The DUE main uc is a 32-bit uc (SAM3X8e), therefore all access are optimized for 32-bit variables.

Many ARMs have some sort of code memory caching that can cause the same code to take different times just because of how it happens to be positions in memory. It can be very difficult to figure out a cycle count, even looking at the assembly code :-(

I'd like to know why the double and float timings are so close - I'd expect doubles to be about half the speed of float...

The DUE main uc is a 32-bit uc (SAM3X8e), therefore all access are optimized for 32-bit variables.

Operations shorter than 32bit can require extra "extend" instructions, depending on operation and how good the compiler is - I've seen articles stressing that 32bit math can be faster than 8bit math on an ARM. But I don't think this explains why 16bit math would be faster than 8bit math...

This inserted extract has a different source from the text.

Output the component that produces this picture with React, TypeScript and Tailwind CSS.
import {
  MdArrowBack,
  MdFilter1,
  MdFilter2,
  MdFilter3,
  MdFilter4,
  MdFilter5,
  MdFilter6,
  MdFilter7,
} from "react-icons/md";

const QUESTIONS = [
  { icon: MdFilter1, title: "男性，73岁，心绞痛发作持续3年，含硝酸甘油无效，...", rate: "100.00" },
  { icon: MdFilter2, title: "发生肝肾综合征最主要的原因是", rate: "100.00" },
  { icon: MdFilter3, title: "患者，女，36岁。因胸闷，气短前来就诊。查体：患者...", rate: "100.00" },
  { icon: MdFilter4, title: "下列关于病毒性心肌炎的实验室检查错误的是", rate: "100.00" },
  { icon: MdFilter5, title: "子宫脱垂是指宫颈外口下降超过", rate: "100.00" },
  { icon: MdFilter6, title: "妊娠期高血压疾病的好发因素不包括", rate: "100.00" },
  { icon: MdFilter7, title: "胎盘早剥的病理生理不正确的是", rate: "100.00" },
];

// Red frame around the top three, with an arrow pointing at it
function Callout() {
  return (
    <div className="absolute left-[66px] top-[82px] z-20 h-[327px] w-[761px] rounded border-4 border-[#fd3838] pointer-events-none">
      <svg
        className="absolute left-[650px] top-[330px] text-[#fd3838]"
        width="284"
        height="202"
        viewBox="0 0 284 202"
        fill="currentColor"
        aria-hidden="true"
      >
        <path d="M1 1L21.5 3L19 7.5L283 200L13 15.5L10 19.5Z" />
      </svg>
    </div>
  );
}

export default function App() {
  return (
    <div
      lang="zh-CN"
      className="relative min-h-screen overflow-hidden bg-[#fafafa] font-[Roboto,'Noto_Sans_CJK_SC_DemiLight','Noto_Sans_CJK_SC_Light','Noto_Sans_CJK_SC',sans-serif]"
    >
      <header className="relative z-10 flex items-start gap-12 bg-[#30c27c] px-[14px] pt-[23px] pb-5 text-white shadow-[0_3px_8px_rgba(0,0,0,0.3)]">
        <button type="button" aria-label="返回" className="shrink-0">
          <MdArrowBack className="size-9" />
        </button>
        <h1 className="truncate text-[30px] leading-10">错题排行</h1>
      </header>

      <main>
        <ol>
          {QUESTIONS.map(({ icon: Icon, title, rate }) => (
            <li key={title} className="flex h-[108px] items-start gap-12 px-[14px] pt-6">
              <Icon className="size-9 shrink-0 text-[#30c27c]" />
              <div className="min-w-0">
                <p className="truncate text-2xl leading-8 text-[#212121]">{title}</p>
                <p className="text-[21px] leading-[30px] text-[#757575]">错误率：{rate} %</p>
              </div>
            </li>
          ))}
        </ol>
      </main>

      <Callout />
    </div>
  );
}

Here is the result from an ESP32:

multiply compare, time per 1000 micros byte: 45 word: 57 int: 59 long: 57 float: 62 double: 543

divide compare, time per 1000 micros byte: 61 word: 72 int: 64 long: 69 float: 881 double: 2203

add compare, time per 1000 micros byte: 57 word: 65 int: 57 long: 57 float: 58 double: 317

===

Here is the result from an nRf52 (Adafruit Feather Bluefruit):

multiply compare, time per 1000 micros byte: 0 word: 0 int: 976 long: 977 float: 0 double: 976

divide compare, time per 1000 micros byte: 0 word: 977 int: 976 long: 0 float: 0 double: 977

add compare, time per 1000 micros byte: 0 word: 977 int: 977 long: 0 float: 0 double: 977

Any suggestion as to why we have no performance for a float operations on the nRF52?